> _TASK OBJECTIVE_: Leave the pictures out and transcribe every record exactly.

> _SUPPLIED INFORMATION_:
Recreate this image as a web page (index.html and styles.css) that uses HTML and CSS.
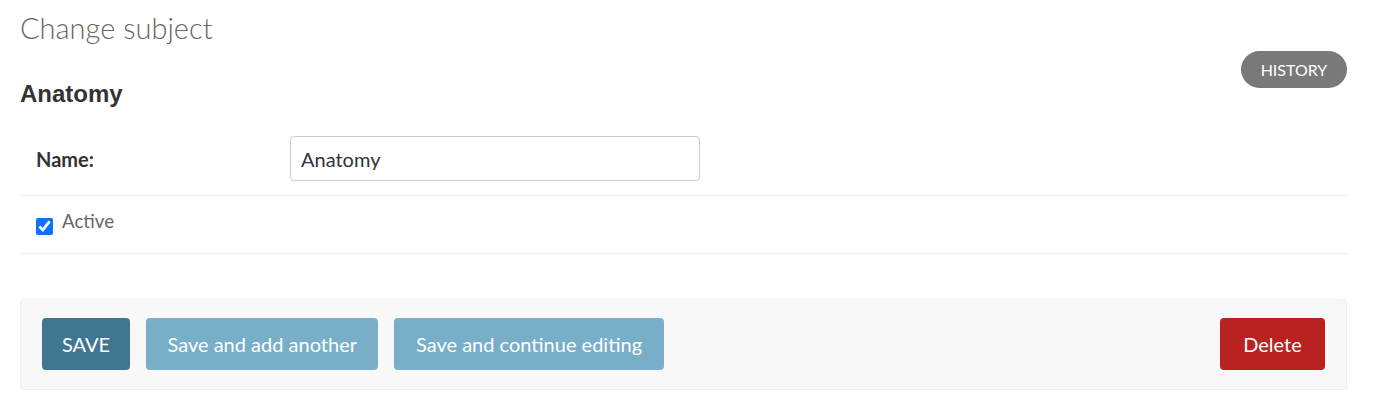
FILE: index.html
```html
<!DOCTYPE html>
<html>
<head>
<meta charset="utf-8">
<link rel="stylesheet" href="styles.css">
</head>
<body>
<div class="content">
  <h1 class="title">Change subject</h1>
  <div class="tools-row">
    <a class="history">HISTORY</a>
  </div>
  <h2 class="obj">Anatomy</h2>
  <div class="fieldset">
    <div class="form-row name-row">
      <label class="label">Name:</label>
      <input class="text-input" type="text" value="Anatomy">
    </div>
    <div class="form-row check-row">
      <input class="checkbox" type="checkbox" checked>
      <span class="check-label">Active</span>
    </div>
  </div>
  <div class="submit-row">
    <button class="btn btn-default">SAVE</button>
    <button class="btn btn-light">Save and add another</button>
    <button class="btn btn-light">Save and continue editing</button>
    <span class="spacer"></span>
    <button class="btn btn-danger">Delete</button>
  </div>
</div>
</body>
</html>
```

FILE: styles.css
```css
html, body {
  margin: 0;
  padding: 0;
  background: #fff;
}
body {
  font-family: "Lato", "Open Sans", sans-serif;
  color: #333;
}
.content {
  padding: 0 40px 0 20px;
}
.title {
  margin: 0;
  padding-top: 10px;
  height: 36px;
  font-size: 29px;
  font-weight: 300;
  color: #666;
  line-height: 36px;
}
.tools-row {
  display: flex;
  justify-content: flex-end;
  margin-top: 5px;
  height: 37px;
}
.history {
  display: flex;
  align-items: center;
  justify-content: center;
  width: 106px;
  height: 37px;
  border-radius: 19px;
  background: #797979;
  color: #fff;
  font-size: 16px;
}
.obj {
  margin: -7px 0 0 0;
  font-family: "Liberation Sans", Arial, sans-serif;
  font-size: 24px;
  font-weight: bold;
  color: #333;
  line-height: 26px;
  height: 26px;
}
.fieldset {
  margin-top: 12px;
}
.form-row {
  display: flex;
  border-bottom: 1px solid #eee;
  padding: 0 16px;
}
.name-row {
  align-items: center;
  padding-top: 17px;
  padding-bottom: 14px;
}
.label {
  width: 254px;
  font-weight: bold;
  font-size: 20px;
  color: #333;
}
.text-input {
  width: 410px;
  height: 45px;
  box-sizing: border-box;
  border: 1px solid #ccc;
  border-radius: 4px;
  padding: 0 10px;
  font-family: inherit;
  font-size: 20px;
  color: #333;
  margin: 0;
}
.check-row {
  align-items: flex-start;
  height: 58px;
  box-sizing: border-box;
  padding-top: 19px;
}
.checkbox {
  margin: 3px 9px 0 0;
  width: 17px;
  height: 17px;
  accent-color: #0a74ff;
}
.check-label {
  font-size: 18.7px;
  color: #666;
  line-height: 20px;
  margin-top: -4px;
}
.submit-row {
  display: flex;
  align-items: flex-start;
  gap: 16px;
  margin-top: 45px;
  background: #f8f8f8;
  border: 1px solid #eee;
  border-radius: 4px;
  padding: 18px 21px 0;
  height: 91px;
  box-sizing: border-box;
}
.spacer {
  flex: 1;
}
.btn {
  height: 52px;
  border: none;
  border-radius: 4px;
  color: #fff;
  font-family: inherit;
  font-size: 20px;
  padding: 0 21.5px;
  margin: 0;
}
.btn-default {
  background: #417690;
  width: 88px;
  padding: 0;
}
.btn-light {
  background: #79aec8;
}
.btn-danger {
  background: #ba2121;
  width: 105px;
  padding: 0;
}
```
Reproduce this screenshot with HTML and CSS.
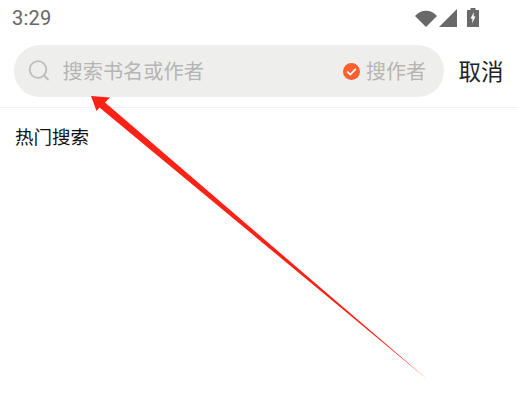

> _PROBLEM SOLUTION_:
Recreate this image as a web page (index.html and styles.css) that uses HTML and CSS.
FILE: index.html
```html
<!DOCTYPE html>
<html>
<head>
<meta charset="utf-8">
<link rel="stylesheet" href="styles.css">
</head>
<body>
<div class="content">
  <h1 class="title">Change subject</h1>
  <div class="tools-row">
    <a class="history">HISTORY</a>
  </div>
  <h2 class="obj">Anatomy</h2>
  <div class="fieldset">
    <div class="form-row name-row">
      <label class="label">Name:</label>
      <input class="text-input" type="text" value="Anatomy">
    </div>
    <div class="form-row check-row">
      <input class="checkbox" type="checkbox" checked>
      <span class="check-label">Active</span>
    </div>
  </div>
  <div class="submit-row">
    <button class="btn btn-default">SAVE</button>
    <button class="btn btn-light">Save and add another</button>
    <button class="btn btn-light">Save and continue editing</button>
    <span class="spacer"></span>
    <button class="btn btn-danger">Delete</button>
  </div>
</div>
</body>
</html>
```

FILE: styles.css
```css
html, body {
  margin: 0;
  padding: 0;
  background: #fff;
}
body {
  font-family: "Lato", "Open Sans", sans-serif;
  color: #333;
}
.content {
  padding: 0 40px 0 20px;
}
.title {
  margin: 0;
  padding-top: 10px;
  height: 36px;
  font-size: 29px;
  font-weight: 300;
  color: #666;
  line-height: 36px;
}
.tools-row {
  display: flex;
  justify-content: flex-end;
  margin-top: 5px;
  height: 37px;
}
.history {
  display: flex;
  align-items: center;
  justify-content: center;
  width: 106px;
  height: 37px;
  border-radius: 19px;
  background: #797979;
  color: #fff;
  font-size: 16px;
}
.obj {
  margin: -7px 0 0 0;
  font-family: "Liberation Sans", Arial, sans-serif;
  font-size: 24px;
  font-weight: bold;
  color: #333;
  line-height: 26px;
  height: 26px;
}
.fieldset {
  margin-top: 12px;
}
.form-row {
  display: flex;
  border-bottom: 1px solid #eee;
  padding: 0 16px;
}
.name-row {
  align-items: center;
  padding-top: 17px;
  padding-bottom: 14px;
}
.label {
  width: 254px;
  font-weight: bold;
  font-size: 20px;
  color: #333;
}
.text-input {
  width: 410px;
  height: 45px;
  box-sizing: border-box;
  border: 1px solid #ccc;
  border-radius: 4px;
  padding: 0 10px;
  font-family: inherit;
  font-size: 20px;
  color: #333;
  margin: 0;
}
.check-row {
  align-items: flex-start;
  height: 58px;
  box-sizing: border-box;
  padding-top: 19px;
}
.checkbox {
  margin: 3px 9px 0 0;
  width: 17px;
  height: 17px;
  accent-color: #0a74ff;
}
.check-label {
  font-size: 18.7px;
  color: #666;
  line-height: 20px;
  margin-top: -4px;
}
.submit-row {
  display: flex;
  align-items: flex-start;
  gap: 16px;
  margin-top: 45px;
  background: #f8f8f8;
  border: 1px solid #eee;
  border-radius: 4px;
  padding: 18px 21px 0;
  height: 91px;
  box-sizing: border-box;
}
.spacer {
  flex: 1;
}
.btn {
  height: 52px;
  border: none;
  border-radius: 4px;
  color: #fff;
  font-family: inherit;
  font-size: 20px;
  padding: 0 21.5px;
  margin: 0;
}
.btn-default {
  background: #417690;
  width: 88px;
  padding: 0;
}
.btn-light {
  background: #79aec8;
}
.btn-danger {
  background: #ba2121;
  width: 105px;
  padding: 0;
}
```
Reproduce this screenshot with HTML and CSS.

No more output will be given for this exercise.